Every project must have tasks.py
file in its directory. This file defines computational tasks. See example projects incuded with this repository for tasks.py samples.
Use infrainit.sh bash script to start all processes necessary for execution computational tasks, namely Celery master, broker, Celery workers and Flower monitor in Docker containers on local machine and/or remote hosts.
- Host running master and broker must have global IP address accessible from all other computers and the following ports must be open: 22, 4369, 5555, 5671, 5672, 25672.
- Docker must be installed on all computers.
The following script can be executed on your local computer to set up infrastructure necessary for executing parallel tasks.
infrainit.sh -a <[user@]host1,...> [-f] [-i <ssh key file>] -r <path> -d <dirname> [-m local/N] [-w local,N1,N2...]
Options:
-a Remote hosts addresses, comma-separated list.
-r Remote path for storing task and framework files relative to home directory.
-d Name of directory with task (project) files.

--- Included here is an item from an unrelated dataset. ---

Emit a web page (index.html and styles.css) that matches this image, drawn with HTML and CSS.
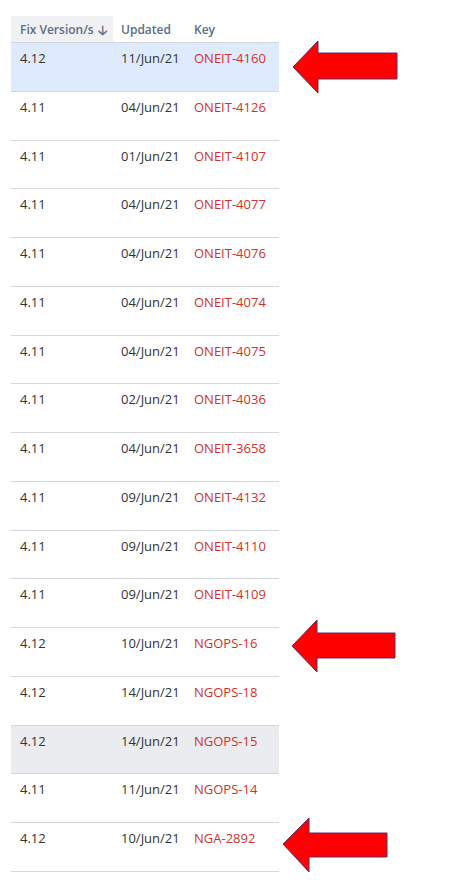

-m Master host: start Celery master and broker on local machine or on remote host N (N is the ordinary number of remote hosts in the list of -a option).
-w Start workers on specified hosts. N1,N2... - comma-separated numbers of hosts listed in -a. First host has number 1.
-f Read all the above options from file config.sh. If -f option not used config.sh will be overwritten with new options provided as arguments to this script.
Two sample projects (task definitions) are included with this repository. Use them with option -d.
infrainit.sh -a user@hostA,user@hostB \
-i ~/.ssh/id_rsa \
-r celery_tasks -d task1 \
-m 1 -w local,1,2
This command will :
- copy necessary scripts and task files to ~/celery_tasks/ folder on remote hosts hostA and hostB;
- start Celery master, RabbitMQ broker and Flower in Docker containers on hostA (option
-m 1
); - start Celery workers in Docker containers on localhost, hostA and hostB (option
-w local,1,2
means to start workers on localhost and remote hosts in positions 1 and 2 of the -a option list).
You must be able to connect to remote hosts with ssh using provided ssh key and user name, for example:
ssh -i ~/.ssh/id_rsa user@hostA
After you executed infrainit.sh
once with options -a, -r, -d, ... , parameters will be saved to configuration file config.sh.
To reuse these parameters use option -f: ./infrainit.sh -f
.
After infrainit.sh
script is executed a script for removing infrastructure infra_clean.sh
is generated. It removes all started Docker containers effectively stopping all processes started with infrainit.sh. Files on remote hosts are not deleted.
Script name | Discription |
---|---|
update_files.sh |
Update files on remote hosts. |
start_workers.sh |
Update remote files and (re)start workers. |
check_celery_status.sh |
Display Celery workers status by executing celery status command in master container. |
To make use of NVIDIA GPUs on worker machines you need to install nvidia-docker on these machines. A script for automated installation of nvidia-docker on Ubuntu is included in this repository and is used with the following command:
nvdocker_install/install_ubuntu.sh <remote host address>
This framework can be used to execute a number of Machine Learning tasks with a set of metaparameters in parallel. A set is a number of combinations of metaparameters with values.
Two sample projects (tasks definitions) included in this repository: bowcnn and chainer. Both use Chainer to evaluate metaparameters for training ML models on sample datasets.
There are two tasks defined in tasks.py
of chainer project: echo and train.
echo – sample task to test communication between workers and master processes.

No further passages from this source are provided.